Eksmisja placówki dyplomatycznej rażącym naruszeniem prawa międzynarodowego
- Zgodnie z konwencją wiedeńską placówka dyplomatyczna nie może być stroną postępowania sądowego. W związku z tym Polska nie uznaje wyroku sądu arbitrażowego w Petersburgu ani kolejnych decyzji wydanych przez sąd w tej sprawie. Traktujemy te decyzje jako niezgodne z prawem międzynarodowy - powiedział Wojciechowski na briefingu w Warszawie. Podkreślił, że polska placówka nie uczestniczyła w tym procesie, bo uznaje, że "to było działanie niezgodne z prawem". - Nawiązując do samej decyzji wydanej dziś, chciałbym stwierdzić, że eksmisja placówki dyplomatycznej byłaby rażącym naruszeniem prawa międzynarodowego, z czego strona rosyjska sobie doskonale zdaje sprawę - zaznaczył.
Wojciechowski powiedział też, że problemy rosyjskich nieruchomości dyplomatycznych w Polsce "są znacznie większe niż sytuacja polskich nieruchomości dyplomatycznych w Rosji". - Strona rosyjska powinna zdać sobie sprawę, że w przypadku eskalacji działań niezgodnych z prawem międzynarodowym, podejmiemy adekwatne kroki w tej sprawie - zaznaczył.
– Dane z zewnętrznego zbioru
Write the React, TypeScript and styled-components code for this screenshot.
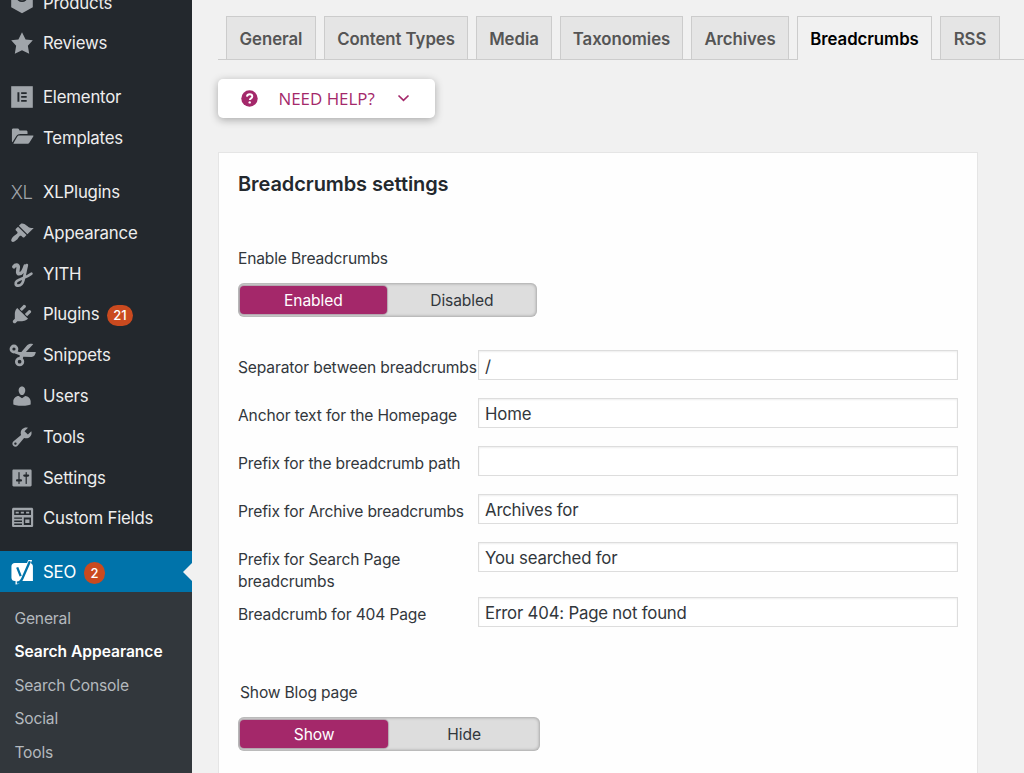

Wieloletni spór o nieruchomości dyplomatyczne
- Jesteśmy gotowi na rozwiązanie trwającego od 20 lat sporu o nieruchomości dyplomatyczne w obu krajach. (...) Natomiast uważamy, że ten spór może być rozwiązany jedynie drogą negocjacji i jedynie na zasadzie likwidacji istniejącego dysparytetu między naszymi krajami, czyli nierównowagi w liczbie posiadanych nieruchomości - powiedział rzecznik MSZ.
W lutym br. ten sam Sąd Arbitrażowy Petersburga i Obwodu Leningradzkiego nakazał Konsulatowi Generalnemu RP zwolnienie nieruchomości i uregulowanie zadłużenia w wysokości 74,3 mln rubli (1,1 mln dolarów) z tytułu wynajmu. Postępowanie przed sądem zaczęło się w sierpniu 2014 roku.
Polski MSZ przypomniał w lutym, że zgodnie z konwencją wiedeńską placówka dyplomatyczna nie może być stroną postępowania sądowego.
Sprawa konsulatu generalnego w Petersburgu jest elementem szerszego sporu Polski i Rosji o nieruchomości dyplomatyczne. Istnieje bowiem dysproporcja powstała w latach 70., gdy Polska zastosowała się do porozumień międzyrządowych, przekazując Rosji na własność nieruchomości, zajmowane przez jej placówki. Umowa zobowiązywała stronę rosyjską - na zasadzie wzajemności - do przekazania na rzecz Polski nieruchomości na potrzeby polskich przedstawicielstw dyplomatycznych. Rosja jednak nie zrobiła tego.
Zgodnie z Konwencją Wiedeńską placówka dyplomatyczna nie może być stroną procesu sądowego. Nie uznajemy wyroku sądu w Sankt Petersburgu.